Lewis Hamilton left Silverstone with another podium, but it was what he said afterwards — not the third place itself — that will make rival engineers sit up.
Mercedes, he suggested, is heading towards the kind of late-season arithmetic nobody enjoys: parts allocations versus grid penalties. And in a year where the margins are already tight at the front, a single 10-place hit can turn a title bid into damage limitation very quickly.
The trigger is familiar by now. Mercedes has already worn two high-profile battery-related failures in 2026: George Russell retiring from the lead in Canada, and Kimi Antonelli suffering a similar fate late on in Barcelona. McLaren, running Mercedes power, has also had reliability hiccups at times. Nobody in the paddock needs reminding that one DNF is painful; two in the same area starts to look like a pattern.
Under the current rules, drivers are limited to three Energy Store and three MGU-K units for the season. Go beyond that and the punishment is immediate: a 10-place grid drop the moment you introduce an extra element. With the allocation set to shrink further in 2027, the whole grid is already thinking a year ahead — but Hamilton’s point was far more immediate. If Mercedes is already dipping into its pool because of failures, the tail end of this season could get ugly.
“You’re seeing Mercedes, maybe Mercedes engines in general have had more issues this year than they normally would have,” Hamilton said after the race. “I don’t know what the situation on the battery side is for George and for Kimi, but I’m sure that at some point there must be a penalty, I would imagine.”
It’s a striking line from a driver now in Ferrari red — and one that doubles as a quiet reminder of what Ferrari believes it has finally nailed: operational consistency. Hamilton was openly impressed by how the Scuderia has adapted to 2026’s regulations, stressing that the team came into the year knowing it had to “level up” in its processes and weekend execution. In his view, that work is already paying off in the one currency that matters when everyone’s fighting development fires: finishing.
He spoke warmly about the factory effort behind the SF-26 and the mechanics’ contribution in the garage, pointing to reliable performance and clean pit work as the foundation of Ferrari’s campaign so far. It wasn’t a boast about outright pace — he even acknowledged Ferrari appears to be giving away power to Mercedes — but a nod to a different kind of advantage: fewer self-inflicted wounds.
And that’s where this gets strategically interesting. If Mercedes is indeed edging closer to an Energy Store or MGU-K penalty scenario, Ferrari doesn’t need to beat it everywhere to stay in touch. It needs to keep taking points, keep finishing, and be positioned to capitalise on the weekends when a rival’s plan collapses under the weight of component limits.
Hamilton put it plainly: Ferrari’s job is to “hold on to this, maximising the points,” even on days when winning isn’t realistic.
That approach matters because the championship picture still has shape despite the summer grind.
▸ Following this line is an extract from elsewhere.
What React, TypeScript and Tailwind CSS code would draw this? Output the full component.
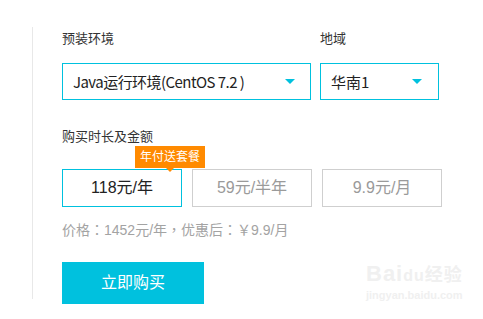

Hamilton’s Silverstone podium leaves him 32 points behind Antonelli, who remains on top of the standings. But the British Grand Prix also offered a glimpse of how quickly a front-runner’s afternoon can go sideways: Antonelli picked up damage that forced two extra pit stops, recovered to ninth on the road, then slipped out of the points altogether after a five-second penalty.
For Ferrari — and for Hamilton personally — that’s the opening to keep leaning on. Not through talk of “momentum” or any of the usual paddock wallpaper, but by doing the dull, hard stuff: turning good days into solid points and bad days into something survivable.
For Mercedes, the real tension is that reliability doesn’t just cost you once. It costs you twice. First, you lose the result when the car stops. Then you risk paying again later if the fix requires additional power unit elements beyond the allocation. That second hit is the killer because it arrives on a weekend that might otherwise have been straightforward — and it tends to land at the worst possible time, when everyone’s chasing the same last few tenths and track position becomes gold dust.
Hamilton’s comments won’t have been welcomed in Brackley or Brixworth, but they’ll have been heard. Because when a driver of his experience starts publicly doing the maths on “at some point there must be a penalty,” it’s rarely idle chatter. It’s usually the sound of a championship being reframed — away from pure speed and towards who can get to the chequered flag without reaching for a fourth box on the parts sheet.